Background & aims: Recent studies suggest that leptin, a hormone involved in food intake regulation, released into the circulation and gastrointestinal juice, may be a growth factor for intestine and may be involved in carcinogenesis; however, data are contradictory. This study investigates in rat colonic mucosa (1) the effects of hyperleptinemia on epithelial cell proliferation and development of aberrant crypts, earliest preneoplastic lesions, and (2) whether luminal leptin affects cell proliferation.
Methods: Leptin (1 mg/kg/d) or vehicle was administered systemically by miniosmotic pump in Fischer 344 rats either for 7 days (BrdU-labeling indices study) or 23 days (azoxymethane-induced colonic lesions study). The effects of injections or continuous infusion of leptin into the colon were also studied.

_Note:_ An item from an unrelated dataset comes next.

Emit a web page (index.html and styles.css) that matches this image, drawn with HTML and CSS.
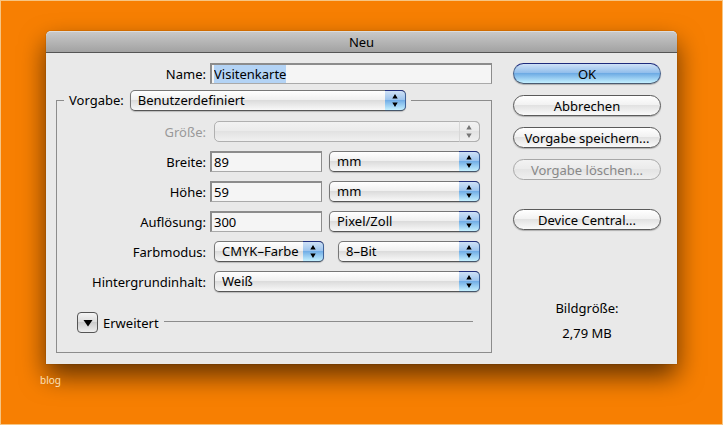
FILE: index.html
```html
<!DOCTYPE html>
<html lang="de">
<head>
    <meta charset="UTF-8">
    <meta name="viewport" content="width=device-width, initial-scale=1.0">
    <title>Neu</title>
    <link rel="stylesheet" href="styles.css">
</head>
<body>
    <form class="dialog">
        <h1 class="titlebar">Neu</h1>

        <div class="content">
            <div class="settings">
                <div class="row">
                    <label for="name">Name:</label>
                    <input type="text" id="name" value="Visitenkarte">
                </div>

                <!-- Vorgabe -->
                <fieldset>
                    <legend>
                        <label for="preset">Vorgabe:</label>
                        <span class="popup">
                            <select id="preset"><option>Benutzerdefiniert</option></select>
                        </span>
                    </legend>

                    <div class="row wide disabled">
                        <label for="size">Größe:</label>
                        <span class="popup">
                            <select id="size" disabled><option></option></select>
                        </span>
                    </div>
                    <div class="row">
                        <label for="width">Breite:</label>
                        <div class="measure">
                            <input type="text" id="width" value="89">
                            <span class="popup">
                                <select aria-label="Einheit Breite"><option>mm</option></select>
                            </span>
                        </div>
                    </div>
                    <div class="row">
                        <label for="height">Höhe:</label>
                        <div class="measure">
                            <input type="text" id="height" value="59">
                            <span class="popup">
                                <select aria-label="Einheit Höhe"><option>mm</option></select>
                            </span>
                        </div>
                    </div>
                    <div class="row">
                        <label for="resolution">Auflösung:</label>
                        <div class="measure">
                            <input type="text" id="resolution" value="300">
                            <span class="popup">
                                <select aria-label="Einheit Auflösung"><option>Pixel/Zoll</option></select>
                            </span>
                        </div>
                    </div>
                    <div class="row wide">
                        <label for="mode">Farbmodus:</label>
                        <div class="modes">
                            <span class="popup">
                                <select id="mode"><option>CMYK–Farbe</option></select>
                            </span>
                            <span class="popup">
                                <select aria-label="Bittiefe"><option>8–Bit</option></select>
                            </span>
                        </div>
                    </div>
                    <div class="row wide">
                        <label for="background">Hintergrundinhalt:</label>
                        <span class="popup">
                            <select id="background"><option>Weiß</option></select>
                        </span>
                    </div>

                    <div class="advanced">
                        <button type="button" class="toggle" id="advanced" aria-label="Erweitert einblenden">
                            <svg width="10" height="8" viewBox="0 0 10 8"><path d="M0.5 1h9L5 7.5z"/></svg>
                        </button>
                        <label for="advanced">Erweitert</label>
                        <hr>
                    </div>
                </fieldset>
            </div>

            <div class="actions">
                <button type="button" class="pill default">OK</button>
                <button type="button" class="pill">Abbrechen</button>
                <button type="button" class="pill">Vorgabe speichern...</button>
                <button type="button" class="pill" disabled>Vorgabe löschen...</button>
                <button type="button" class="pill central">Device Central...</button>
                <div class="filesize">
                    <p>Bildgröße:</p>
                    <p>2,79 MB</p>
                </div>
            </div>
        </div>
    </form>
    <div class="credit">blog</div>

    <script>
        document.getElementById("name").focus();
        document.getElementById("name").select();
    </script>
</body>
</html>
```
FILE: styles.css
```css
*,
*::after {
    box-sizing: border-box;
}

body {
    margin: 0;
    min-height: 100vh;
    padding: 30px 45px 0;
    border: 1px solid #f6c583;
    background-color: #f77f02;
    font-family: "Noto Sans", "Open Sans", sans-serif;
    font-size: 13px;
    line-height: 20px;
    color: #000;
}

.dialog {
    border-radius: 5px 5px 0 0;
    background-color: #e9e9e9;
    box-shadow: 0 0 1px rgba(0, 0, 0, 0.6), 0 12px 26px rgba(0, 0, 0, 0.6);
}

.titlebar {
    margin: 0;
    height: 22px;
    border-top: 1px solid #dcdcdc;
    border-bottom: 1px solid #555;
    border-radius: 5px 5px 0 0;
    background: linear-gradient(#c8c8c8, #a2a2a2);
    font-size: 13px;
    font-weight: normal;
    text-align: center;
}

.content {
    display: flex;
    gap: 21px;
    padding: 10px 16px 11px 10px;
}

.settings {
    flex: 1;
    min-width: 0;
}

.row {
    display: flex;
    gap: 4px;
    height: 21px;
    margin-bottom: 9px;
}

.row > label {
    flex: none;
    width: 149px;
    text-align: right;
    line-height: 22px;
}

.settings > .row {
    margin-bottom: 6px;
    padding-left: 1px;
}

.wide {
    gap: 8px;
}

.disabled {
    color: #999;
}

input {
    flex: 1;
    min-width: 0;
    height: 21px;
    padding: 0 2px;
    border: 2px solid #8c8c8c;
    border-width: 2px 1px 1px 2px;
    border-color: #8c8c8c #8c8c8c #aaa #8c8c8c;
    background-color: #f5f5f5;
    font: inherit;
    outline: none;
}

input::selection {
    background-color: #b3d3f5;
    color: #000;
}

fieldset {
    min-width: 0;
    margin: 0;
    padding: 10px 11px 19px 0;
    border: 1px solid #8c8c8c;
}

legend {
    display: flex;
    gap: 6px;
    width: 82%;
    margin-left: 7px;
    padding: 0 5px;
}

.measure,
.modes {
    display: grid;
    flex: 1;
    grid-template-columns: 112fr 151fr;
    gap: 7px;
}

.modes {
    grid-template-columns: 110fr 142fr;
    gap: 14px;
}

.popup {
    position: relative;
    display: flex;
    flex: 1;
    min-width: 0;
    height: 21px;
}

select {
    appearance: none;
    width: 100%;
    height: 21px;
    padding: 0 22px 0 7px;
    border: 1px solid #777;
    border-bottom-color: #555;
    border-radius: 5px;
    background: linear-gradient(#fff, #f0f0f0 45%, #dcdcdc 50%, #f8f8f8);
    box-shadow: 0 1px 1px rgba(0, 0, 0, 0.2);
    color: #000;
    font: inherit;
    line-height: 19px;
    outline: none;
}

/* blue cap with the two arrows */
.popup::after {
    content: "";
    position: absolute;
    top: 0;
    right: 0;
    width: 21px;
    height: 21px;
    border: 1px solid #30509a;
    border-color: #22307c #3f6298 #45566b;
    border-left: 0;
    border-radius: 0 5px 5px 0;
    background:
        url("data:image/svg+xml,%3Csvg xmlns='http://www.w3.org/2000/svg' width='6' height='13' viewBox='0 0 6 13'%3E%3Cpath d='M3 0l2.7 4.5H.3zM3 13L.3 8.500h5.400z'/%3E%3C/svg%3E") 7px 3px no-repeat,
        linear-gradient(#cfe1f6, #9ec5ee 45%, #72aee6 50%, #c4f0ff);
    pointer-events: none;
}

.disabled select {
    border-color: #b0b0b0;
    background: linear-gradient(#f2f2f2, #ebebeb 45%, #e2e2e2 50%, #f0f0f0);
    box-shadow: none;
    opacity: 1;
}

.disabled .popup::after {
    border-color: #b0b0b0;
    border-left: 1px solid #d8d8d8;
    background:
        url("data:image/svg+xml,%3Csvg xmlns='http://www.w3.org/2000/svg' width='6' height='13' viewBox='0 0 6 13'%3E%3Cpath fill='%23777' d='M3 0l2.7 4.5H.3zM3 13L.3 8.500h5.400z'/%3E%3C/svg%3E") 6px 3px no-repeat;
}

.advanced {
    display: flex;
    align-items: center;
    gap: 5px;
    margin-top: 20px;
    padding: 0 7px 0 20px;
}

.advanced hr {
    flex: 1;
    height: 1px;
    margin: 0 0 3px;
    border: 0;
    background-color: #8c8c8c;
}

button {
    font: inherit;
    color: #000;
}

.toggle {
    display: flex;
    align-items: center;
    justify-content: center;
    width: 21px;
    height: 21px;
    padding: 0;
    border: 1px solid #555;
    border-radius: 4px;
    background: linear-gradient(#f5f5f5, #ddd 45%, #ccc 50%, #eee);
}

.actions {
    display: flex;
    flex: none;
    flex-direction: column;
    gap: 11px;
    width: 148px;
}

.pill {
    height: 21px;
    padding: 0 4px;
    border: 1px solid #5a5a5a;
    border-radius: 11px;
    background: linear-gradient(#fff, #f2f2f2 45%, #e2e2e2 50%, #fafafa);
    box-shadow: 0 1px 1px rgba(0, 0, 0, 0.25);
    line-height: 18px;
    white-space: nowrap;
}

.pill:disabled {
    border-color: #a8a8a8;
    background: linear-gradient(#f2f2f2, #ebebeb 45%, #e4e4e4 50%, #efefef);
    box-shadow: none;
    color: #888;
}

.default {
    border-color: #1d2a7c #44608c #4a5a70;
    background: linear-gradient(#cfe1f6, #93bfec 45%, #6eabe4 50%, #c4f0ff);
}

.central {
    margin-top: 18px;
}

.filesize {
    margin-top: auto;
    padding-bottom: 10px;
    text-align: center;
}

.filesize p {
    margin: 5px 0 0;
}

.credit {
    margin: 9px 0 0 -6px;
    font-size: 10px;
    line-height: 14px;
    color: #fbe0b8;
}
```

Results: In systemic leptin-treated rats, plasma leptin levels were 4- to 5-fold increased (P < 0.008 to P < 0.001); labeling indices were higher in proximal colon than in pair-fed control rats (P = 0.006) but unaffected in distal colon. Unexpectedly, in azoxymethane-treated rats, leptin significantly inhibited aberrant crypt foci formation in the middle and distal colon compared with controls (P = 0.006). Under these conditions, plasma insulin levels were reduced by 41%-58%, but gastrin levels were unchanged. In controls, luminal immunoreactive leptin reached the colon. A 3.6-fold increase in intraluminal leptin had no effect on epithelial cell proliferation.
Conclusions: This study provides the first evidence that leptin reduces the development of chemically induced precancerous lesions in colon, perhaps through decreased insulinemia, and thus does not support an important role for leptin in carcinogenesis promotion. Moreover, the study indicates that leptin is not a potent growth factor for normal intestine.